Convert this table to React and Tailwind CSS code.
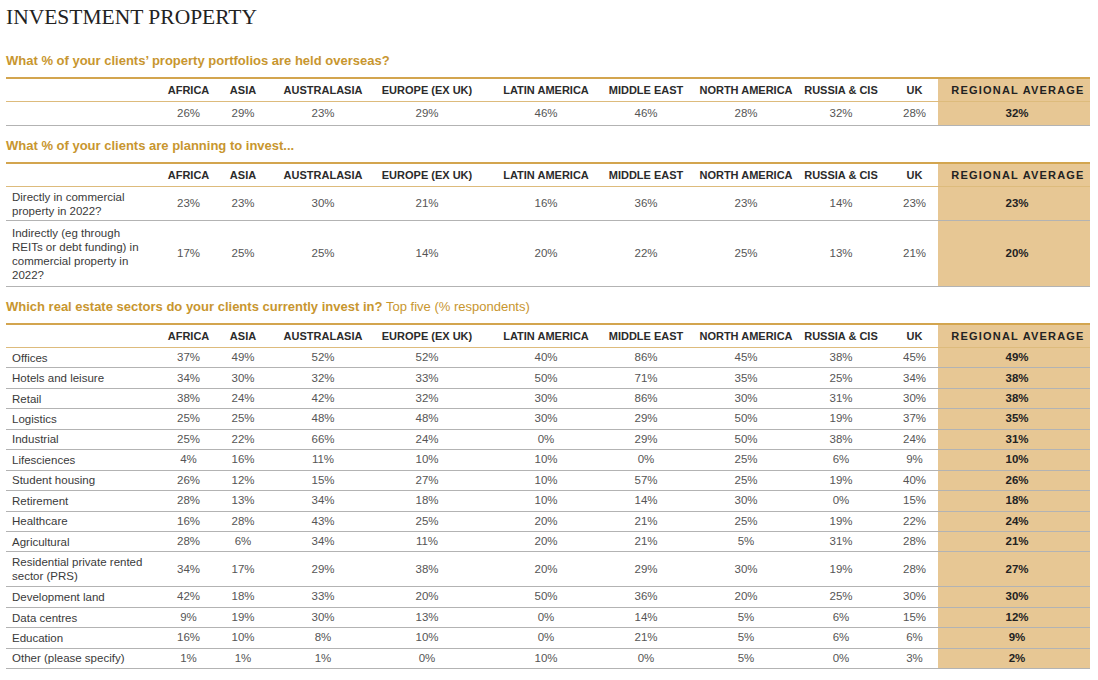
import React from "react";

const cols = [
  { name: "AFRICA", cls: "w-[55px]" },
  { name: "ASIA", cls: "w-[67px] pr-[13px]" },
  { name: "AUSTRALASIA", cls: "w-[92px] pr-[12px]" },
  { name: "EUROPE (EX UK)", cls: "w-[111px] pr-[7px]" },
  { name: "LATIN AMERICA", cls: "w-[110px] pl-[10px]" },
  { name: "MIDDLE EAST", cls: "w-[100px]" },
  { name: "NORTH AMERICA", cls: "w-[99px] pl-[1px]" },
  { name: "RUSSIA & CIS", cls: "w-[84px] pl-[8px]" },
  { name: "UK", cls: "w-[59px] pl-[12px]" },
];

const overseas = [26, 29, 23, 29, 46, 46, 28, 32, 28, 32];

const planning = [
  { label: "Directly in commercial property in 2022?", h: "h-[34px]", v: [23, 23, 30, 21, 16, 36, 23, 14, 23, 23] },
  {
    label: "Indirectly (eg through REITs or debt funding) in commercial property in 2022?",
    h: "h-[66px]",
    v: [17, 25, 25, 14, 20, 22, 25, 13, 21, 20],
  },
];

const sectors = [
  ["Offices", [37, 49, 52, 52, 40, 86, 45, 38, 45, 49]],
  ["Hotels and leisure", [34, 30, 32, 33, 50, 71, 35, 25, 34, 38]],
  ["Retail", [38, 24, 42, 32, 30, 86, 30, 31, 30, 38]],
  ["Logistics", [25, 25, 48, 48, 30, 29, 50, 19, 37, 35]],
  ["Industrial", [25, 22, 66, 24, 0, 29, 50, 38, 24, 31]],
  ["Lifesciences", [4, 16, 11, 10, 10, 0, 25, 6, 9, 10]],
  ["Student housing", [26, 12, 15, 27, 10, 57, 25, 19, 40, 26]],
  ["Retirement", [28, 13, 34, 18, 10, 14, 30, 0, 15, 18]],
  ["Healthcare", [16, 28, 43, 25, 20, 21, 25, 19, 22, 24]],
  ["Agricultural", [28, 6, 34, 11, 20, 21, 5, 31, 28, 21]],
  ["Residential private rented sector (PRS)", [34, 17, 29, 38, 20, 29, 30, 19, 28, 27], true],
  ["Development land", [42, 18, 33, 20, 50, 36, 20, 25, 30, 30]],
  ["Data centres", [9, 19, 30, 13, 0, 14, 5, 6, 15, 12]],
  ["Education", [16, 10, 8, 10, 0, 21, 5, 6, 6, 9]],
  ["Other (please specify)", [1, 1, 1, 0, 10, 0, 5, 0, 3, 2]],
];

function HeaderRow() {
  return (
    <div className="flex h-[25px] border-t-2 border-b border-t-[#d3a54f] border-b-[#ddbb7c]">
      <div className="w-[155px] shrink-0" />
      {cols.map((c) => (
        <div
          key={c.name}
          className={`${c.cls} shrink-0 flex items-center justify-center whitespace-nowrap text-[11px] font-bold text-[#2b2b2b]`}
        >
          {c.name}
        </div>
      ))}
      <div className="w-[152px] shrink-0 pl-[8px] bg-[#e7c794] flex items-center justify-center whitespace-nowrap text-[11px] font-bold tracking-[1.2px] text-[#222]">
        REGIONAL AVERAGE
      </div>
    </div>
  );
}

function DataRow({ label, values, h }) {
  return (
    <div className={`flex ${h} border-b border-[#b3b3b3]`}>
      <div className="w-[155px] shrink-0 pl-[6px] pr-[16px] flex items-center text-[11.5px] leading-[14px] text-[#3a3a3a]">
        {label}
      </div>
      {cols.map((c, i) => (
        <div
          key={c.name}
          className={`${c.cls} shrink-0 flex items-center justify-center text-[11.5px] text-[#555]`}
        >
          {values[i]}%
        </div>
      ))}
      <div className="w-[152px] shrink-0 pl-[6px] bg-[#e7c794] flex items-center justify-center text-[11.5px] font-bold text-[#222]">
        {values[9]}%
      </div>
    </div>
  );
}

function Question({ children, className }) {
  return (
    <div className={`text-[13px] leading-[16px] font-bold text-[#c8962f] ${className}`}>{children}</div>
  );
}

export default function App() {
  return (
    <div
      className="w-[1098px] h-[680px] bg-white px-[6px] overflow-hidden"
      style={{ fontFamily: '"Liberation Sans", Arial, sans-serif' }}
    >
      <h1
        className="pt-[5px] text-[21.5px] leading-[24px] text-[#222]"
        style={{ fontFamily: '"Liberation Serif", "Times New Roman", serif' }}
      >
        INVESTMENT PROPERTY
      </h1>

      <Question className="mt-[24px]">What % of your clients’ property portfolios are held overseas?</Question>
      <div className="mt-[8px] w-[1084px]">
        <HeaderRow />
        <DataRow label="" values={overseas} h="h-[24px]" />
      </div>

      <Question className="mt-[12px]">What % of your clients are planning to invest...</Question>
      <div className="mt-[8px] w-[1084px]">
        <HeaderRow />
        {planning.map((r) => (
          <DataRow key={r.label} label={r.label} values={r.v} h={r.h} />
        ))}
      </div>

      <Question className="mt-[12px]">
        Which real estate sectors do your clients currently invest in?{" "}
        <span className="font-normal">Top five (% respondents)</span>
      </Question>
      <div className="mt-[8px] w-[1084px]">
        <HeaderRow />
        {sectors.map(([label, v, tall]) => (
          <DataRow key={label} label={label} values={v} h={tall ? "h-[35px]" : "h-[20.44px]"} />
        ))}
      </div>
    </div>
  );
}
----
__BRIEF__: Print out the whole of the material word for word, without pictures.

__THE SOLUTION__:
Convert this table to React and Tailwind CSS code.
import React from "react";

const cols = [
  { name: "AFRICA", cls: "w-[55px]" },
  { name: "ASIA", cls: "w-[67px] pr-[13px]" },
  { name: "AUSTRALASIA", cls: "w-[92px] pr-[12px]" },
  { name: "EUROPE (EX UK)", cls: "w-[111px] pr-[7px]" },
  { name: "LATIN AMERICA", cls: "w-[110px] pl-[10px]" },
  { name: "MIDDLE EAST", cls: "w-[100px]" },
  { name: "NORTH AMERICA", cls: "w-[99px] pl-[1px]" },
  { name: "RUSSIA & CIS", cls: "w-[84px] pl-[8px]" },
  { name: "UK", cls: "w-[59px] pl-[12px]" },
];

const overseas = [26, 29, 23, 29, 46, 46, 28, 32, 28, 32];

const planning = [
  { label: "Directly in commercial property in 2022?", h: "h-[34px]", v: [23, 23, 30, 21, 16, 36, 23, 14, 23, 23] },
  {
    label: "Indirectly (eg through REITs or debt funding) in commercial property in 2022?",
    h: "h-[66px]",
    v: [17, 25, 25, 14, 20, 22, 25, 13, 21, 20],
  },
];

const sectors = [
  ["Offices", [37, 49, 52, 52, 40, 86, 45, 38, 45, 49]],
  ["Hotels and leisure", [34, 30, 32, 33, 50, 71, 35, 25, 34, 38]],
  ["Retail", [38, 24, 42, 32, 30, 86, 30, 31, 30, 38]],
  ["Logistics", [25, 25, 48, 48, 30, 29, 50, 19, 37, 35]],
  ["Industrial", [25, 22, 66, 24, 0, 29, 50, 38, 24, 31]],
  ["Lifesciences", [4, 16, 11, 10, 10, 0, 25, 6, 9, 10]],
  ["Student housing", [26, 12, 15, 27, 10, 57, 25, 19, 40, 26]],
  ["Retirement", [28, 13, 34, 18, 10, 14, 30, 0, 15, 18]],
  ["Healthcare", [16, 28, 43, 25, 20, 21, 25, 19, 22, 24]],
  ["Agricultural", [28, 6, 34, 11, 20, 21, 5, 31, 28, 21]],
  ["Residential private rented sector (PRS)", [34, 17, 29, 38, 20, 29, 30, 19, 28, 27], true],
  ["Development land", [42, 18, 33, 20, 50, 36, 20, 25, 30, 30]],
  ["Data centres", [9, 19, 30, 13, 0, 14, 5, 6, 15, 12]],
  ["Education", [16, 10, 8, 10, 0, 21, 5, 6, 6, 9]],
  ["Other (please specify)", [1, 1, 1, 0, 10, 0, 5, 0, 3, 2]],
];

function HeaderRow() {
  return (
    <div className="flex h-[25px] border-t-2 border-b border-t-[#d3a54f] border-b-[#ddbb7c]">
      <div className="w-[155px] shrink-0" />
      {cols.map((c) => (
        <div
          key={c.name}
          className={`${c.cls} shrink-0 flex items-center justify-center whitespace-nowrap text-[11px] font-bold text-[#2b2b2b]`}
        >
          {c.name}
        </div>
      ))}
      <div className="w-[152px] shrink-0 pl-[8px] bg-[#e7c794] flex items-center justify-center whitespace-nowrap text-[11px] font-bold tracking-[1.2px] text-[#222]">
        REGIONAL AVERAGE
      </div>
    </div>
  );
}

function DataRow({ label, values, h }) {
  return (
    <div className={`flex ${h} border-b border-[#b3b3b3]`}>
      <div className="w-[155px] shrink-0 pl-[6px] pr-[16px] flex items-center text-[11.5px] leading-[14px] text-[#3a3a3a]">
        {label}
      </div>
      {cols.map((c, i) => (
        <div
          key={c.name}
          className={`${c.cls} shrink-0 flex items-center justify-center text-[11.5px] text-[#555]`}
        >
          {values[i]}%
        </div>
      ))}
      <div className="w-[152px] shrink-0 pl-[6px] bg-[#e7c794] flex items-center justify-center text-[11.5px] font-bold text-[#222]">
        {values[9]}%
      </div>
    </div>
  );
}

function Question({ children, className }) {
  return (
    <div className={`text-[13px] leading-[16px] font-bold text-[#c8962f] ${className}`}>{children}</div>
  );
}

export default function App() {
  return (
    <div
      className="w-[1098px] h-[680px] bg-white px-[6px] overflow-hidden"
      style={{ fontFamily: '"Liberation Sans", Arial, sans-serif' }}
    >
      <h1
        className="pt-[5px] text-[21.5px] leading-[24px] text-[#222]"
        style={{ fontFamily: '"Liberation Serif", "Times New Roman", serif' }}
      >
        INVESTMENT PROPERTY
      </h1>

      <Question className="mt-[24px]">What % of your clients’ property portfolios are held overseas?</Question>
      <div className="mt-[8px] w-[1084px]">
        <HeaderRow />
        <DataRow label="" values={overseas} h="h-[24px]" />
      </div>

      <Question className="mt-[12px]">What % of your clients are planning to invest...</Question>
      <div className="mt-[8px] w-[1084px]">
        <HeaderRow />
        {planning.map((r) => (
          <DataRow key={r.label} label={r.label} values={r.v} h={r.h} />
        ))}
      </div>

      <Question className="mt-[12px]">
        Which real estate sectors do your clients currently invest in?{" "}
        <span className="font-normal">Top five (% respondents)</span>
      </Question>
      <div className="mt-[8px] w-[1084px]">
        <HeaderRow />
        {sectors.map(([label, v, tall]) => (
          <DataRow key={label} label={label} values={v} h={tall ? "h-[35px]" : "h-[20.44px]"} />
        ))}
      </div>
    </div>
  );
}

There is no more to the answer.